Palm Beach Post | By Sonja Isger | September 14, 2021
With its legal recourse all but eliminated in court rulings this month, the Palm Beach County School District will begin paying out millions of dollars it previously denied the county’s roughly 50 charter schools — money intended to improve teacher pay and cover the growing costs of school security.
The sum, about $50 million over the next two budget years, is the charter schools’ share of the proceeds generated by a 2018 voter-approved property tax hike that currently is bringing the district about $250 million annually.
Next month, a Palm Beach County Circuit Court Judge will decide whether the district also owes those schools money withheld in the first two years of the tax increase.
We told them, in the beginning, it was discrimination, period. And they didn’t listen. I spoke to the School Board before they voted, told them they couldn’t do this.ANDY BINNS, CHAIRMAN OF PALM BEACH MARITIME ACADEMY’S BOARD OF DIRECTORS
The school board attempted to deny charters a share of the proceeds by writing the exclusion into the 2018 referendum.
“We told them, in the beginning, it was discrimination, period.
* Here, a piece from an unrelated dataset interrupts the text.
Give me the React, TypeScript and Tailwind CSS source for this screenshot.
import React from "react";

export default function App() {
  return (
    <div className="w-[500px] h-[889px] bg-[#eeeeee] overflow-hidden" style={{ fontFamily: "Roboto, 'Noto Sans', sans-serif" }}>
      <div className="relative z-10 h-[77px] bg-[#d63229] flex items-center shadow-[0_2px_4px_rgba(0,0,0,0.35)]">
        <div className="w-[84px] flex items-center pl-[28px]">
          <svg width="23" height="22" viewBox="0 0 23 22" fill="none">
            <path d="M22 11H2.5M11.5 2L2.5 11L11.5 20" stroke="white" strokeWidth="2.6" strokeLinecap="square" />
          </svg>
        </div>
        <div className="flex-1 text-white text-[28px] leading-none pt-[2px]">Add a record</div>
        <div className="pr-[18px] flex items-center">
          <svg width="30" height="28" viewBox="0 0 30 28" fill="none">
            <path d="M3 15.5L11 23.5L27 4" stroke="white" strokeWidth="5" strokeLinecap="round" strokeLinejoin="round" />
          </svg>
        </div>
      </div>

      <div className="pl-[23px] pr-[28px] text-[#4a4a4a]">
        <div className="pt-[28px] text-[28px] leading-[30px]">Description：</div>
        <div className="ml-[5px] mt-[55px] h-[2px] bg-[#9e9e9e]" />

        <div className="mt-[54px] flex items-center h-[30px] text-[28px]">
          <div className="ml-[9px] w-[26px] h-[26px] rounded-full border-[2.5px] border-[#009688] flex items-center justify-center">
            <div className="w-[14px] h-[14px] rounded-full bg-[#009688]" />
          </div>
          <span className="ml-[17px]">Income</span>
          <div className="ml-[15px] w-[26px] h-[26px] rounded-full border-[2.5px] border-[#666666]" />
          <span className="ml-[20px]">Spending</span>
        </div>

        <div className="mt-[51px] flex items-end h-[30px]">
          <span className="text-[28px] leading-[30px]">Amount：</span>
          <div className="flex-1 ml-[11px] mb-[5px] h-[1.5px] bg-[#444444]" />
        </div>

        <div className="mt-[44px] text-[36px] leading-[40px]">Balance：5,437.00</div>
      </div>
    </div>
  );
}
And they didn’t listen. I spoke to the school board before they voted, told them they couldn’t do this,” said Andy Binns, chairman of Palm Beach Maritime Academy’s board of directors.
In 2019, the Lantana-based academy and the Academy for Positive Learning in Lake Worth sued for their share. Two months later, a third charter, G-Star School of the Arts in Palm Springs, joined the legal battle.
While a three-judge panel sided with the district in saying the referendum was legal, the decision was reversed in February by the 4th District Court of Appeal. The court sent it back to the original trial judge, Palm Beach County Circuit Judge Glenn Kelley, to sort the matter of payments.
On Sept. 1, Kelley told both parties that the payments going forward from the ruling would begin with the start of the district’s budget year in July 2021. He has yet to rule on the estimated $40 million back payments for the two years the tax was collected.
The district had hoped the Florida Supreme Court would weigh in, according to a statement after Kelley’s ruling. But Thursday, that higher court declined and let the court of appeals ruling stand.
In a statement, the district said it is “disappointed.” And declined to say much more while it continues to await Kelley’s ruling on back payments.
“It’s unfortunate the Florida Supreme Court has declined to review this unexpected reversal,” the statement said.
Charters enroll almost 12% of district’s 187,700-plus students
Charter schools enroll more than 21,500 students, or 11.5% of the district’s 187,700-plus total headcount. While traditional public school rolls have fallen by more than 7,000 students from pre-pandemic times, charter schools showed a slight uptick – close to 160 students gained.
Charter schools generally receive the same amount of money per student as traditional public schools do from state and local taxes. But the state law did not spell out whether charters were entitled to a portion of special school taxes approved by local voters. Lawmakers have since amended the law to require charters receive a proportional share of any similar future referendums.
The case sought ruling on whether the state law requiring charter students be funded “the same as students enrolled in other public schools in the school district” applied to money from special, voter-approved taxes.
Palm Beach Maritime’s Binns said starving the school of its share created an uneven playing field in a multitude of ways, such as crippling its ability to offer comparable pay to staff.
“We estimate we lost at least 11 teachers since the beginning of this thing,” Binns said.
Additionally, charters have had to dig deeper into their budgets to meet new school security requirements. The state gives districts a security allocation, but its not enough to cover all of the costs. Binns said the school’s allocation covers 60% of costs; the referendum will help cover more.
“It’ll make a substantial difference. It helps us provide more academic support for kids. It just levels the playing field,” Binns said.
The district’s budget office anticipated the potential ruling and set aside money from growth in property values and savings from last year so none of the promised services or expenditures were cut, according to Chief Financial Officer Heather Frederick.
If the judge demands the district shell out the $40 million in retroactive payments, Frederick said the school board would have to dig into its reserves. “Alternatively, or in addition to relying on the reserves, the Board would have to amend its budget for the upcoming year and make significant reductions.”
An earlier version misstated the year the law regarding sharing money. The legislation was changed in 2018.